For Chrome itself, the CPE is straightforward enough: Google Chrome before the fixed version is affected. But the real inventory question is larger. Where is Chromium code present in your estate? Which browsers are installed but not default? Which line-of-business apps include WebView2 or embedded Chromium frameworks? Which VDI images are weeks behind because they are rebuilt monthly?
CVE-2026-7976 probably does not require a heroic asset-discovery project on its own. But it is exactly the sort of entry that exposes how many organizations still patch what their management console sees, rather than what their users actually run.
The Malicious Extension Scenario Is Already Familiar to Defenders
The extension ecosystem has long been a tempting target because it offers persistence, proximity to user activity, and a veneer of legitimacy. Extensions can read pages, modify content, interact with tabs, inject scripts, and, depending on permissions and architecture, observe enough behavior to become a surveillance layer. Even limited-permission extensions can create risk if the browser or platform has a flaw that lets them reach beyond their intended boundary.Attackers do not need every user to install a suspicious extension. They need the right users: finance staff, developers, executives, help-desk personnel, cloud administrators, or anyone with access to privileged SaaS consoles. A malicious extension does not have to look like malware. It can look like productivity.
The classic phishing link is noisy and transient. A malicious extension is quieter. It can wait, update, change behavior, or exploit a browser flaw only under particular conditions. That patience makes it more aligned with modern credential theft and session hijacking campaigns than with old-fashioned smash-and-grab malware.
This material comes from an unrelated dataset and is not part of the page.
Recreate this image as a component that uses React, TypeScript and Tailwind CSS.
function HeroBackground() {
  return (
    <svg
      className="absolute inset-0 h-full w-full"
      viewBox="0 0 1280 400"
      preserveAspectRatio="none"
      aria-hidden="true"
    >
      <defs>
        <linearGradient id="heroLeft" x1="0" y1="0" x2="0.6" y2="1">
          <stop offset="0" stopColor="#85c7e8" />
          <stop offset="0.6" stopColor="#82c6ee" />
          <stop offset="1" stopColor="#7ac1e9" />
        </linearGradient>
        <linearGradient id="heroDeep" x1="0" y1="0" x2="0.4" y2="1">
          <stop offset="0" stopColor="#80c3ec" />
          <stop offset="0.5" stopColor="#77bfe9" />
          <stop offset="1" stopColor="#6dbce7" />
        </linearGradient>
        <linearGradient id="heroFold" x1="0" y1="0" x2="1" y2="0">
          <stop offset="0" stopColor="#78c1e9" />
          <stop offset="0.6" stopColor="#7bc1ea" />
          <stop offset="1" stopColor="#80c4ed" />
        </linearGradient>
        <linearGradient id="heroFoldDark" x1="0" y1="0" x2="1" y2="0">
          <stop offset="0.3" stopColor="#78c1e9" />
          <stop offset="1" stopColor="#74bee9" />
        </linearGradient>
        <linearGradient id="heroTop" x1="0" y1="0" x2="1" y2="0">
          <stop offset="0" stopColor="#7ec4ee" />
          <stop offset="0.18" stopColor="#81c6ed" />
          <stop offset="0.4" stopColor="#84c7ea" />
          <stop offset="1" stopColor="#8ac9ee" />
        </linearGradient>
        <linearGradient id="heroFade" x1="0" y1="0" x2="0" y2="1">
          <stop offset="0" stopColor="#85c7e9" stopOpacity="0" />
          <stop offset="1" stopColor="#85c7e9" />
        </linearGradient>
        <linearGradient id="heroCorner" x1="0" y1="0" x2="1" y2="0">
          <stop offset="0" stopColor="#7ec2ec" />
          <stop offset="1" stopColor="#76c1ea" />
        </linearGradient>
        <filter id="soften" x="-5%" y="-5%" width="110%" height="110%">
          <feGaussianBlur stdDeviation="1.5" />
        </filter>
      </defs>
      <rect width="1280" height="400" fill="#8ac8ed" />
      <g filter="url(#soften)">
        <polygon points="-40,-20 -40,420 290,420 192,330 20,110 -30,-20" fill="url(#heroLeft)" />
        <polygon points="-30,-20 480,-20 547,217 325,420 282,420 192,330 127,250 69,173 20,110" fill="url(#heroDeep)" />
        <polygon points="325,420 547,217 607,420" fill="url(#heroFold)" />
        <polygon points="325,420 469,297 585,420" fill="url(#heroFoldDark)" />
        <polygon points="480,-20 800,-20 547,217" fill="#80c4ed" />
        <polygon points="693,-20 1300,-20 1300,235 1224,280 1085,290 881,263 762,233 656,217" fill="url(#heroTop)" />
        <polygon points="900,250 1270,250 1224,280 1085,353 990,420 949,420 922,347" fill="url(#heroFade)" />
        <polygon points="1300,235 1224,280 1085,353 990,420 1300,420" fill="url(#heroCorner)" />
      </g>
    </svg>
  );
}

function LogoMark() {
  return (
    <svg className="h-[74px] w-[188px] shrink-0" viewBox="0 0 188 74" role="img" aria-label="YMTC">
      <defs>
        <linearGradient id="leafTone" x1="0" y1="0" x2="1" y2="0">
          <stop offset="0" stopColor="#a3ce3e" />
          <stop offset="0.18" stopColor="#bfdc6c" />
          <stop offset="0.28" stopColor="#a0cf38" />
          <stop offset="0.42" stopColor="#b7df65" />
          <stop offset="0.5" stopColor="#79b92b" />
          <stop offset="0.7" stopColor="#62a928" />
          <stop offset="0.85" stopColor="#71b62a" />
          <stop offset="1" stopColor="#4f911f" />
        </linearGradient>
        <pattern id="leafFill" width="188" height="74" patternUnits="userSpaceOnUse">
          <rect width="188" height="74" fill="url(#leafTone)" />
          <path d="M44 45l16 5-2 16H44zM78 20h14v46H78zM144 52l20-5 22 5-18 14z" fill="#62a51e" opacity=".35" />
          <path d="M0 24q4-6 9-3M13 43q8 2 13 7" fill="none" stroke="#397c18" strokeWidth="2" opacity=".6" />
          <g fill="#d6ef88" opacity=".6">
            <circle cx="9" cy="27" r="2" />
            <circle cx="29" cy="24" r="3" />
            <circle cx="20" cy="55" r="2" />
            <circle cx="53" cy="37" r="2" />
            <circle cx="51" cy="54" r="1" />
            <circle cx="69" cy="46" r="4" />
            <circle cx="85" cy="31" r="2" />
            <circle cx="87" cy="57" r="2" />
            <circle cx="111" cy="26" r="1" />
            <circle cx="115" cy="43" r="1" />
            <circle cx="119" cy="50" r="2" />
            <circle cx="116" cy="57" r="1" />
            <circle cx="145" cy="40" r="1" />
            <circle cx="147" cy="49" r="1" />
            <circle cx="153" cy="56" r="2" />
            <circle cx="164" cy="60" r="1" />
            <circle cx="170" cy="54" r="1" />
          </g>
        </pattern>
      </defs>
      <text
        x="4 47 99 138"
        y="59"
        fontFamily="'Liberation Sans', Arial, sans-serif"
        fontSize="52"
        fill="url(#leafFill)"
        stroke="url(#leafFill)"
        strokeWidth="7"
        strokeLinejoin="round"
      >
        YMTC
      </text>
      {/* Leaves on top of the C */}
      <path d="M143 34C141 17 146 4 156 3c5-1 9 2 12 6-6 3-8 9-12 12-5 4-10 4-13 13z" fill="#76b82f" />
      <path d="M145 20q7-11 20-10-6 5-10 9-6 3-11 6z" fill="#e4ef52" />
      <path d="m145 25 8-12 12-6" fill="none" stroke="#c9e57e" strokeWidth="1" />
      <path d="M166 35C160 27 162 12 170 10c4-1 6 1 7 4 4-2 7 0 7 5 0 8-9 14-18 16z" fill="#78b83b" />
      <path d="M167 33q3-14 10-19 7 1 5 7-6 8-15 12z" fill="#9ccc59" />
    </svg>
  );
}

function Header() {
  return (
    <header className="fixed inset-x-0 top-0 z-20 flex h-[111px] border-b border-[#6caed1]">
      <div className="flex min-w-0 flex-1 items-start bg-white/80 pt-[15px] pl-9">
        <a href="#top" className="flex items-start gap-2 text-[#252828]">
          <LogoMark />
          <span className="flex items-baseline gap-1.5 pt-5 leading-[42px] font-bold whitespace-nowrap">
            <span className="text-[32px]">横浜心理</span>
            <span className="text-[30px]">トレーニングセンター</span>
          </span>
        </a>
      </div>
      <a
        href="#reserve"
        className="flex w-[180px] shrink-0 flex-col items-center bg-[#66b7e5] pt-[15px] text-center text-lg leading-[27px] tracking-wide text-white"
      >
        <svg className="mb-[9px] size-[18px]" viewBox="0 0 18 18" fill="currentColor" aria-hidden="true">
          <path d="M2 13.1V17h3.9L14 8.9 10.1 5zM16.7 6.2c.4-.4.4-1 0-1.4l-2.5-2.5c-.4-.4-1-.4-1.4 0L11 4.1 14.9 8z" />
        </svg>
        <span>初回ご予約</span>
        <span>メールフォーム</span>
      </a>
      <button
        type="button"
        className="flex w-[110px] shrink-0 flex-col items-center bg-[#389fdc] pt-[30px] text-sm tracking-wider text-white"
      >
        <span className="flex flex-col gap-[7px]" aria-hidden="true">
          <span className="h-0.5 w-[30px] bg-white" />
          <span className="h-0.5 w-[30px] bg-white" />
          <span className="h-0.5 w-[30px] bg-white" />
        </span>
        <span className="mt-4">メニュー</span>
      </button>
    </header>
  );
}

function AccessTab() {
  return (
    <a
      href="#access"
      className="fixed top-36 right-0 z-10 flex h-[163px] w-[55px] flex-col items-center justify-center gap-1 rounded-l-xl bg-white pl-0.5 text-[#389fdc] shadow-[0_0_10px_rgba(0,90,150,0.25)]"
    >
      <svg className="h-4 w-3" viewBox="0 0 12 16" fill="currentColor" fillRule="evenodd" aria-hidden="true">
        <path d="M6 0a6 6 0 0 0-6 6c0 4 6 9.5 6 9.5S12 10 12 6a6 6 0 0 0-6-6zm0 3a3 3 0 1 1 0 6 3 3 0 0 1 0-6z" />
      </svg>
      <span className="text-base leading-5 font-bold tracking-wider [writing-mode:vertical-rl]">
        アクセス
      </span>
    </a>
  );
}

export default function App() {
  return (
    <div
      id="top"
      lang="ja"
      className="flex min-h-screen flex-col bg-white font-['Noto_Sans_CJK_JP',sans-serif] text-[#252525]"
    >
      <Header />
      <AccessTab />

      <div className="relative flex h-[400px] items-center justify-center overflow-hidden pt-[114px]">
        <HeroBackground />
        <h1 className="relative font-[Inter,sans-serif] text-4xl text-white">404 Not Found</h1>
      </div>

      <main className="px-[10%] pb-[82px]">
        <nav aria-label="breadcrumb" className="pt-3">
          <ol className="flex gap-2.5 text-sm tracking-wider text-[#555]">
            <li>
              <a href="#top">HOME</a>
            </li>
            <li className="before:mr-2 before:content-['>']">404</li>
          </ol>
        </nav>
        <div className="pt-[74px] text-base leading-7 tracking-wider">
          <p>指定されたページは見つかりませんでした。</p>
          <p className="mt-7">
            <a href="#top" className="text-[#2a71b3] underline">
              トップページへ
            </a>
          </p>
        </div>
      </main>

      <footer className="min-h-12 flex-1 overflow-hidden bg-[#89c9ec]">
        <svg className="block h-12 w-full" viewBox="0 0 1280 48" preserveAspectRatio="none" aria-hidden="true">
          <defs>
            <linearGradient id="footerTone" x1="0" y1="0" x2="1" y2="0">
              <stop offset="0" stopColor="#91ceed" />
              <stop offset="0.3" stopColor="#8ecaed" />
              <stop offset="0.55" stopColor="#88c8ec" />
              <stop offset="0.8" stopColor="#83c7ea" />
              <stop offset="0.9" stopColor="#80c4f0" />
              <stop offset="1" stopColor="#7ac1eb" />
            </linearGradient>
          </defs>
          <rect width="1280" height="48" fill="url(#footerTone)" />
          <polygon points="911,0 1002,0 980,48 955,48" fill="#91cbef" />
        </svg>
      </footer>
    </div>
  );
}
CVE-2026-7976’s requirement that the attacker convince a user to install an extension therefore does not demote it into irrelevance. It maps directly onto a well-established social engineering path. Security teams that have spent years training users not to open attachments should now be just as explicit about not installing browser add-ons.
The Patch Is Simple; Proving the Patch Is Harder
For unmanaged users, the fix is ordinary: update Chrome to 148.0.7778.96 or later, then restart the browser. Chrome’s automatic updater will do much of the work, but “automatic” is not the same as “already complete.” Browsers often wait for relaunch, and users are excellent at preserving tab cemeteries for days.For IT teams, the patching problem is less about downloading the update and more about measuring exposure. A device may have the update staged but not active. A user may have multiple browsers installed. A developer workstation may run Canary, Beta, Stable, and a portable Chromium build. A server may include Chrome only because someone needed browser-based testing three years ago and never removed it.
The extension angle adds another validation layer. A fully patched browser is the priority, but organizations should also check whether users can install arbitrary extensions, whether extension inventory is collected, and whether risky permissions are being monitored. If the answer is “we do not know,” the CVE has done useful work by revealing a control gap.
There is also a communication problem. Telling users “Chrome has a use-after-free in Views” will not change behavior. Telling them “do not install browser extensions to get around missing features, and restart Chrome today because the update closes a code-execution bug” has a better chance.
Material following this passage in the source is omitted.